━━━━━ Dataset section ━━━━━

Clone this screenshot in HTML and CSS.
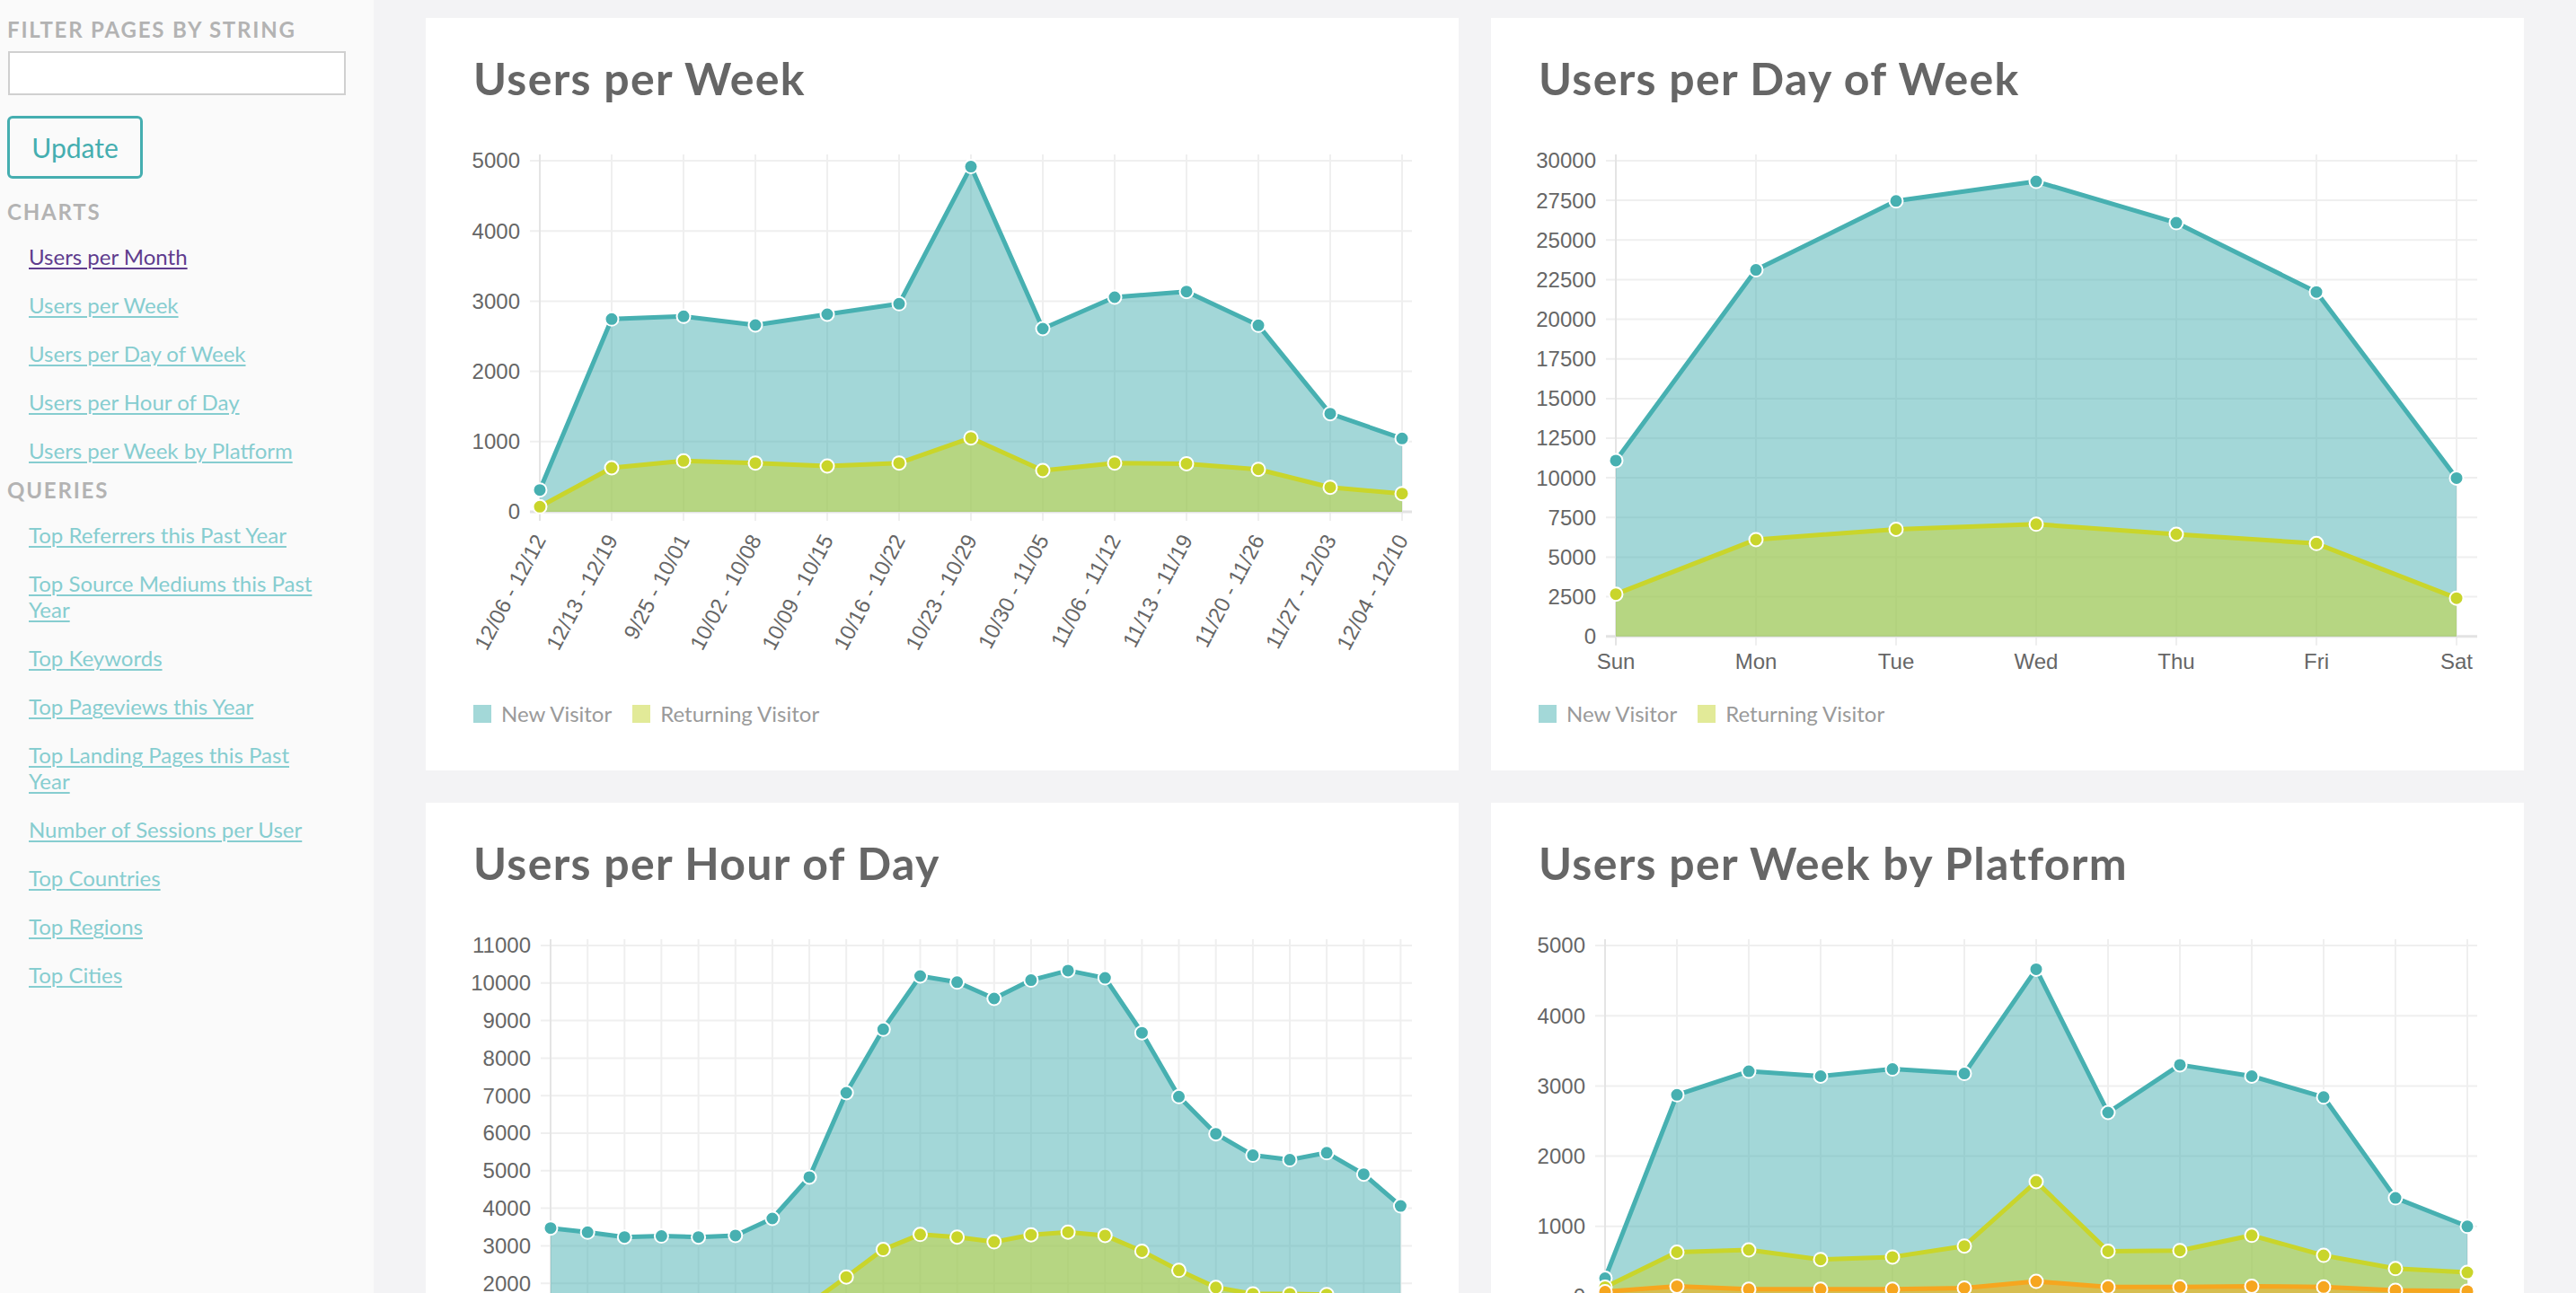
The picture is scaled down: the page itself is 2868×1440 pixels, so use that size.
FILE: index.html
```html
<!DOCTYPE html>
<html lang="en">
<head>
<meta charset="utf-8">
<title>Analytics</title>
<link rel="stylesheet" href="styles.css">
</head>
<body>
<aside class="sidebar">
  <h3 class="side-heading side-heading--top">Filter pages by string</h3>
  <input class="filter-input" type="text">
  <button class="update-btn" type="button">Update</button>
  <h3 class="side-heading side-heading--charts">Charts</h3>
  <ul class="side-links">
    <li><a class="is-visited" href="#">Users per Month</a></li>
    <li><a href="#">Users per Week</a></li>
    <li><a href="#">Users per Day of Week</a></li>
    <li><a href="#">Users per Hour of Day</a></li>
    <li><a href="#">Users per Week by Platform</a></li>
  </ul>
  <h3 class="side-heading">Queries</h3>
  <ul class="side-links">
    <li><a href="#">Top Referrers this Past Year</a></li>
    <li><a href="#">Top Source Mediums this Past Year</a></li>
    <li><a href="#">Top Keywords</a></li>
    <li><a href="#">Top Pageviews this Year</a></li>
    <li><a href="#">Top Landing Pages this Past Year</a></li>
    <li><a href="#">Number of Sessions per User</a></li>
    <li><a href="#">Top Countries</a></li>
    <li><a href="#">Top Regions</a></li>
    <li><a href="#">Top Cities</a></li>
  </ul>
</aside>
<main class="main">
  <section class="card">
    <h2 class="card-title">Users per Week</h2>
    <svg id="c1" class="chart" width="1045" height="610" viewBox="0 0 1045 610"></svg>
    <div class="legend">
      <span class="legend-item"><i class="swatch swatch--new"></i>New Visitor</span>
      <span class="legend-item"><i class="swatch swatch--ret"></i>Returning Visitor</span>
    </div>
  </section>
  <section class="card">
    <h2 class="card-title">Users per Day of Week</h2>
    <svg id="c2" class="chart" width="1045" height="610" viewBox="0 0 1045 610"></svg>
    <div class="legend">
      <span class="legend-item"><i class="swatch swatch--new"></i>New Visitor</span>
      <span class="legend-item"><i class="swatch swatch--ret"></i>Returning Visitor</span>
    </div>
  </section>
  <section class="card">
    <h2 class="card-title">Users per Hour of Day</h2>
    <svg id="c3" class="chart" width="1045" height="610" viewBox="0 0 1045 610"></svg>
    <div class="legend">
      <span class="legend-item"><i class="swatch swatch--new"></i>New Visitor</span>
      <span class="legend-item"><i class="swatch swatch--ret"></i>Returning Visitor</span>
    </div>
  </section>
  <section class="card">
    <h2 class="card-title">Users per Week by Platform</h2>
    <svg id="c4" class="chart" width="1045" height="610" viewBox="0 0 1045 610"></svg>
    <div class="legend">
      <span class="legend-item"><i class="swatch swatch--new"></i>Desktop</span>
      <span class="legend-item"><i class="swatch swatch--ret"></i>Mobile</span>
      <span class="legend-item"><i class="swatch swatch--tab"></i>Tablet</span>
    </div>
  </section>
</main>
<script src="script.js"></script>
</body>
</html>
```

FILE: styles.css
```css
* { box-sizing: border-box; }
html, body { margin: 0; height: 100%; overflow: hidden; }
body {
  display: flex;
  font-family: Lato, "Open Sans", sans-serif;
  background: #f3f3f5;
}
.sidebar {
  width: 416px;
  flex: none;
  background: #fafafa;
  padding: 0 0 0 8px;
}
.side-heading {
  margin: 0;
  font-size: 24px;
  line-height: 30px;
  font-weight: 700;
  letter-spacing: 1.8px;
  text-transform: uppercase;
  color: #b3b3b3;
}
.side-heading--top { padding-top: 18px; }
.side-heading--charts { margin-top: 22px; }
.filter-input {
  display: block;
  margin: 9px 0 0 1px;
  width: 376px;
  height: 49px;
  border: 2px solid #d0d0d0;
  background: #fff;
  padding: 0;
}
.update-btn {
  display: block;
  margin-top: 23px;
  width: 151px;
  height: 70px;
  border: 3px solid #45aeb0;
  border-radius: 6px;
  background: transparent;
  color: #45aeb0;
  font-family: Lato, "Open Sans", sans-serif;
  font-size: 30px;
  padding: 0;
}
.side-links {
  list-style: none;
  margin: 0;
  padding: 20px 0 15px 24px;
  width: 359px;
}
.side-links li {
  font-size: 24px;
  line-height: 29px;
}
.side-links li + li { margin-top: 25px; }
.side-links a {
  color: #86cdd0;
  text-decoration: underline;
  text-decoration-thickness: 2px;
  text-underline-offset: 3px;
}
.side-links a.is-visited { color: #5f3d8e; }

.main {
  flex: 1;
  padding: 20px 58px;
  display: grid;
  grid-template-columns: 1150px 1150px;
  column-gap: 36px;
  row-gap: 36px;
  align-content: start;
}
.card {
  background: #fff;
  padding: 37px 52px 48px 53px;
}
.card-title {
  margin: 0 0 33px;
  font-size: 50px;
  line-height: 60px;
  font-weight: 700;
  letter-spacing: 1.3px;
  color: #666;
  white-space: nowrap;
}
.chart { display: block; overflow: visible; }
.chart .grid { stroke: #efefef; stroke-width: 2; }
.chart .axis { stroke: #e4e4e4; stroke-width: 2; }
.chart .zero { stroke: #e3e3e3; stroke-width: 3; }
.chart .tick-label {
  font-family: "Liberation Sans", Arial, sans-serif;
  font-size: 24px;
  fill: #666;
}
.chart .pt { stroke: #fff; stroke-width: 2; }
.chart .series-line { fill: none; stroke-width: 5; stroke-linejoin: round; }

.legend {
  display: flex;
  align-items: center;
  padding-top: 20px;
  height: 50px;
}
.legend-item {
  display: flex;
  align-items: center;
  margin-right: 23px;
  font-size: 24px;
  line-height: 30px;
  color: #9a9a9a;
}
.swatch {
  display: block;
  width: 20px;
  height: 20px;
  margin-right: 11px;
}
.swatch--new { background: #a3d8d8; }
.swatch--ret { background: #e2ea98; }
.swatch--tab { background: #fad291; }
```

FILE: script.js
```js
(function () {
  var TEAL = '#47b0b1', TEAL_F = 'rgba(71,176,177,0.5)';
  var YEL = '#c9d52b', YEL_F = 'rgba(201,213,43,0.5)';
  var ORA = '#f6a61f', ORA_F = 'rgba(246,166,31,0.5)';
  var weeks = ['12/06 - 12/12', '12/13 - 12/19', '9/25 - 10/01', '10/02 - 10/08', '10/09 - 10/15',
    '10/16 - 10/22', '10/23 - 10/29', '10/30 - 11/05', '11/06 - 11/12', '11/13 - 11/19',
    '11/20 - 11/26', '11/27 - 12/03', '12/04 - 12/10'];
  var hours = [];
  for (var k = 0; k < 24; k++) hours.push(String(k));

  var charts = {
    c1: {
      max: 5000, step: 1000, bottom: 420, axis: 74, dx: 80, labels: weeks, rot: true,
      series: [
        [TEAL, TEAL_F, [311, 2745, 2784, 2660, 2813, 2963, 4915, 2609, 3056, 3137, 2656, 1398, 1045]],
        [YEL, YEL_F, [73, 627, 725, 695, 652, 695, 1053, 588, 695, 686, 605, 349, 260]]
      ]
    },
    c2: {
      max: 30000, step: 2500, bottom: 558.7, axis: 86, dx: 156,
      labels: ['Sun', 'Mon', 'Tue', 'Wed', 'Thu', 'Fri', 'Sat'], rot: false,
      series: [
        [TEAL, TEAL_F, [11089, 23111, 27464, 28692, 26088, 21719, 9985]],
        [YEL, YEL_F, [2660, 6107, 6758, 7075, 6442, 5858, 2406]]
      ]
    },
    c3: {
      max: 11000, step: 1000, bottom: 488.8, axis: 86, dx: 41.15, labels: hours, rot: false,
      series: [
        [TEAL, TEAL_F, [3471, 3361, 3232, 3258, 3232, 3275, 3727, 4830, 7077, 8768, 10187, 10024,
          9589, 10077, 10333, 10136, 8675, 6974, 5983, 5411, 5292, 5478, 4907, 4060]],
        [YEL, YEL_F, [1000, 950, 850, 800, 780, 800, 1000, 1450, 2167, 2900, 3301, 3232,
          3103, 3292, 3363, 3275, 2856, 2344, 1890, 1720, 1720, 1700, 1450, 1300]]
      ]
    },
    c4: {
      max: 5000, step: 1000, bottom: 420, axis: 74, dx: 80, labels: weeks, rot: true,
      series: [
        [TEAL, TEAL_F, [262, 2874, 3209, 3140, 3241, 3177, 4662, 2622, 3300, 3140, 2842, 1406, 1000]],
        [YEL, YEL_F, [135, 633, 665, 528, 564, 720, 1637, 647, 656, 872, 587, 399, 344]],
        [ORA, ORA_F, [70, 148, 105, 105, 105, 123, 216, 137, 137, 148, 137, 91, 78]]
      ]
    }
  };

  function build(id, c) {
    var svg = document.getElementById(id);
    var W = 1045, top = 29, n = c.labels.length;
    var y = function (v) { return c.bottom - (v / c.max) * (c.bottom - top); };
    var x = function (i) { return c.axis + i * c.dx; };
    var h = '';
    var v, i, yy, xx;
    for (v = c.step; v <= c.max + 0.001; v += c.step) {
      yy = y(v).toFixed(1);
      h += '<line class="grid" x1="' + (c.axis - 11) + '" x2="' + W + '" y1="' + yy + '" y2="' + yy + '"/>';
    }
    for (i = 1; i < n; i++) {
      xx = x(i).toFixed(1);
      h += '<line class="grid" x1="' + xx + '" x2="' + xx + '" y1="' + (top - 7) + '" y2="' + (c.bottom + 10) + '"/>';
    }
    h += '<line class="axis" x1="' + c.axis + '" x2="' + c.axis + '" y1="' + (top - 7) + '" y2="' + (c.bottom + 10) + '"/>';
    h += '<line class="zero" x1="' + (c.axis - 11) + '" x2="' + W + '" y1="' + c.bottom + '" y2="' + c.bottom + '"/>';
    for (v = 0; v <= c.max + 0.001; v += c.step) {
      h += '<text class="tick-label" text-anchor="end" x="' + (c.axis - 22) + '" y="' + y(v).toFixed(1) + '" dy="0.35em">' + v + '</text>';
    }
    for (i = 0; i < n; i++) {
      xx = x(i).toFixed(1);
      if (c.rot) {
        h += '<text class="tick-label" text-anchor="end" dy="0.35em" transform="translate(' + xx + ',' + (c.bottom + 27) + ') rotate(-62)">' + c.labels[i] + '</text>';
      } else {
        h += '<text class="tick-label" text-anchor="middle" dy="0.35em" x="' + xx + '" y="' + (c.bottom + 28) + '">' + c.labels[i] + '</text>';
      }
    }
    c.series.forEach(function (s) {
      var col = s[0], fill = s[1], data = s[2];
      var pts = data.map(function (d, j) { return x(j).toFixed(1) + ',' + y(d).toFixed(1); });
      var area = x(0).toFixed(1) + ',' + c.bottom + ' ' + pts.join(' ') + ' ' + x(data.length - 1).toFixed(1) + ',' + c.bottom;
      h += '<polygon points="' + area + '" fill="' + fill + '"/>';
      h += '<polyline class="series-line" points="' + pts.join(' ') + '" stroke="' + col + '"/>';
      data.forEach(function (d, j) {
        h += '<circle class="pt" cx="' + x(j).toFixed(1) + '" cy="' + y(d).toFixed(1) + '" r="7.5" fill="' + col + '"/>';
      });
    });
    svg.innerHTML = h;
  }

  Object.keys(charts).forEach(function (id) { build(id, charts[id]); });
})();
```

━━━━━

→ What to work on: Return a copy of every line that includes the word "this".

→ Written answer:
Clone this screenshot in HTML and CSS.
    <li><a href="#">Top Referrers this Past Year</a></li>
    <li><a href="#">Top Source Mediums this Past Year</a></li>
    <li><a href="#">Top Pageviews this Year</a></li>
    <li><a href="#">Top Landing Pages this Past Year</a></li>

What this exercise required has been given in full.